By the way, the thing Dr. Noah is holding is a phone. I know it looks bizarre, with the cord and everything. I was raised in primitive times. I still own a phone like this. My mother keeps telling me that if I got a cell phone we could talk anytime, whenever she felt like calling me up, even if I was at work or out to eat or on a weekend getaway. Somehow, I haven’t gotten around to buying one yet.

“The air bites shrewdly; it is very cold,” is from Hamlet, Act I, Scene 4. The dialogue in the second panel is aligned funny because I originally included a longer quotation, and then decided to shorten it up. Get to the point, Timon of Athens! (Okay, I changed my mind again. Timon of Athens is actually Shakespeare’s worst play.) “Life’s but a poor player” is, of course, from Macbeth. “I think he stole my lighter” is a very dumb line, but I needed a final punchline.

Dave finally suffers a panic attack, possibly because he knows he and Helen are about to transform into disproportionate dwarfs in the last panel. Man, drawing is hard. Note that, even though ANTONIO SMITH stole his lighter, Dave is still able to smoke. He has powers.

25 thoughts on “ANTONIO SMITH, FORENSIC LINGUIST: October 2-7, 2000

  1. Monday’s Comic: You could’ve easily gotten away with not colouring the flames, and simply left it to the fans to ask “Hey, why are there auroras in the wreckage?”

  2. The dialogue in the third panel of Tuesday’s comic is such an incredibly mad-genius thing to say.
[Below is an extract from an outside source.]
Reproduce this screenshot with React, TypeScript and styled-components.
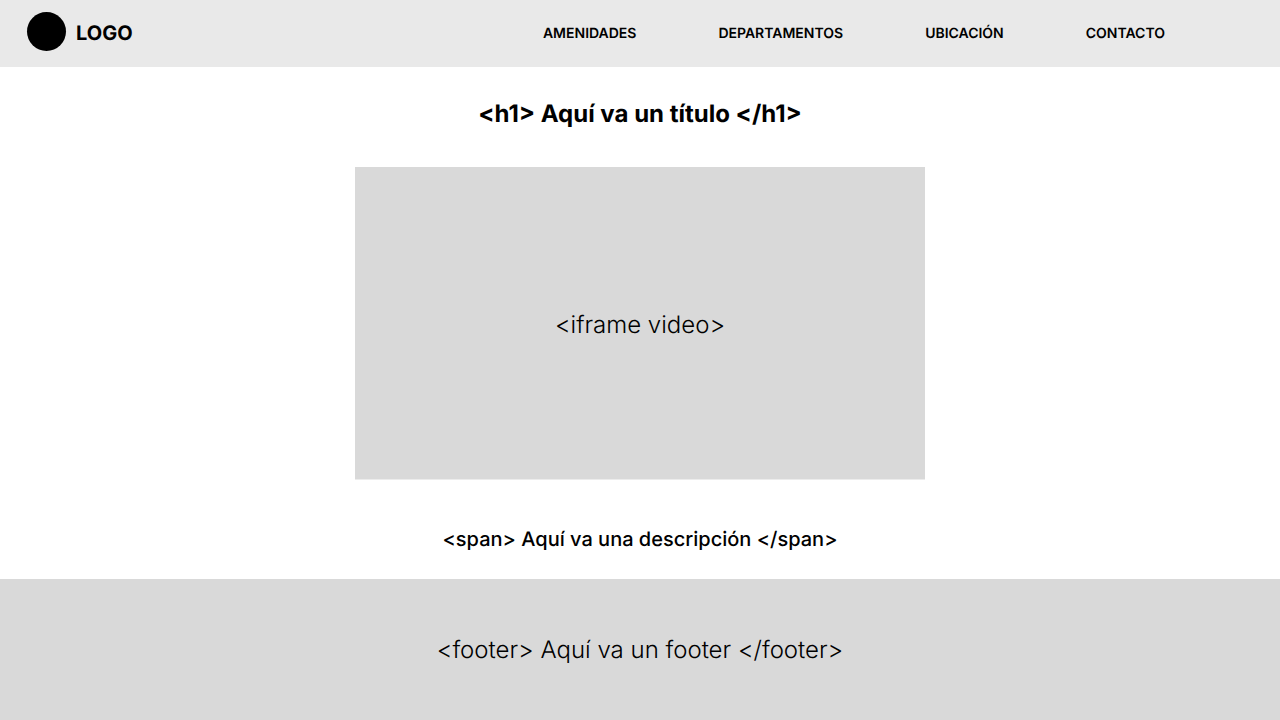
import React from "react";
import styled, { createGlobalStyle } from "styled-components";

const GlobalStyle = createGlobalStyle`
  * { box-sizing: border-box; }
  body {
    margin: 0;
    background: #fff;
    color: #000;
    font-family: Inter, "Liberation Sans", sans-serif;
    text-rendering: geometricPrecision;
  }
`;

const Page = styled.div`
  display: flex;
  flex-direction: column;
  min-height: 100vh;
`;

const Header = styled.header`
  display: flex;
  align-items: center;
  justify-content: space-between;
  padding: 12px 115px 14px 27px;
  background: #e9e9e9;
`;

const Brand = styled.a`
  display: flex;
  align-items: center;
  gap: 10px;
  color: inherit;
  font-size: 20px;
  font-weight: 700;
  line-height: 24px;
  text-decoration: none;
`;

const BrandMark = styled.span`
  width: 39px;
  height: 39px;
  margin-bottom: 2px;
  border-radius: 50%;
  background: #000;
`;

const Nav = styled.nav`
  display: flex;
  gap: 82px;
  padding-top: 2px;
`;

const NavLink = styled.a`
  color: inherit;
  font-size: 14px;
  font-weight: 600;
  line-height: 16px;
  text-decoration: none;
`;

const Main = styled.main`
  display: flex;
  flex: 1;
  flex-direction: column;
  align-items: center;
  padding: 32px 24px 24px;
`;

const Title = styled.h1`
  margin: 0 0 38px;
  font-size: 24px;
  font-weight: 700;
  line-height: 30px;
`;

const Video = styled.div`
  display: flex;
  align-items: center;
  justify-content: center;
  width: 100%;
  max-width: 570px;
  min-height: 313px;
  margin-bottom: 43px;
  padding-top: 4px;
  border-bottom: 1px solid #ececec;
  background: #d9d9d9;
  font-size: 24px;
  font-weight: 300;
  line-height: 28px;
`;

const Description = styled.span`
  font-size: 20px;
  font-weight: 500;
  line-height: 32px;
`;

const Footer = styled.footer`
  padding: 57px 24px 56px;
  background: #d9d9d9;
  font-size: 24px;
  font-weight: 300;
  line-height: 28px;
  text-align: center;
`;

const links = [
  { label: "AMENIDADES", href: "#amenidades" },
  { label: "DEPARTAMENTOS", href: "#departamentos" },
  { label: "UBICACIÓN", href: "#ubicacion" },
  { label: "CONTACTO", href: "#contacto" },
];

export default function App() {
  return (
    <Page>
      <GlobalStyle />
      <Header>
        <Brand href="#">
          <BrandMark />
          LOGO
        </Brand>
        <Nav>
          {links.map(({ label, href }) => (
            <NavLink key={href} href={href}>{label}</NavLink>
          ))}
        </Nav>
      </Header>
      <Main>
        <Title>{"<h1> Aquí va un título </h1>"}</Title>
        <Video>{"<iframe video>"}</Video>
        <Description>{"<span> Aquí va una descripción </span>"}</Description>
      </Main>
      <Footer>{"<footer> Aquí va un footer </footer>"}</Footer>
    </Page>
  );
}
It’s pretty much Helen’s character in one sentence. (And hey, a year and a half later it was part of Dave’s character as well.)

  3. Wednesday’s Comic: I see there’s still one aurora left in the second panel. I’d have thought that the electromagnetic residue from the machine would’ve dissipated by now.

  4. “You know, if my characters were real, the world would be a much darker and more troubling place.” –Shaenon, 3 Oct. ’00.

  5. Concerning the pants – Helen probably decided Dave was dangerous enough without the distraction of her bared shapely legs.

  6. Agreed, Leon… At the very least Helen should spring for a new pair of glasses. New ones that actually look half-way decent aren’t cheap, after all.

  7. If only Artie were there, he could help Dave invent bifocals.

    (A WCN no-prize to whoever first identifies that allusion.) 

  8. You’re thinking of “Ben and Me,” by Robert Lawson, right? I am QUEEN of educational juvenile fiction!

  9. “Life’s but a poor player” is from Macbeth, actually.  Unless Shakespeare was repeating himself, which is wholly possible.

  10. I’d guess that Shaenon was thinking the (obvious) “All the world’s a stage” quote, except that that’s from As You Like it.

    Love the villain heo worship — it explains so -much-!

  11. I just assumed Dave was able to light his cigarette from some of the smoldering rubble in the background.

  12. Well, since Helen was able to spontainiously generate cigarettes when she was turning into Dave, I just assumed Dave could just as easily light them using the same mojo. On the other hand, would he still have been able to do that after the Time Travel thing?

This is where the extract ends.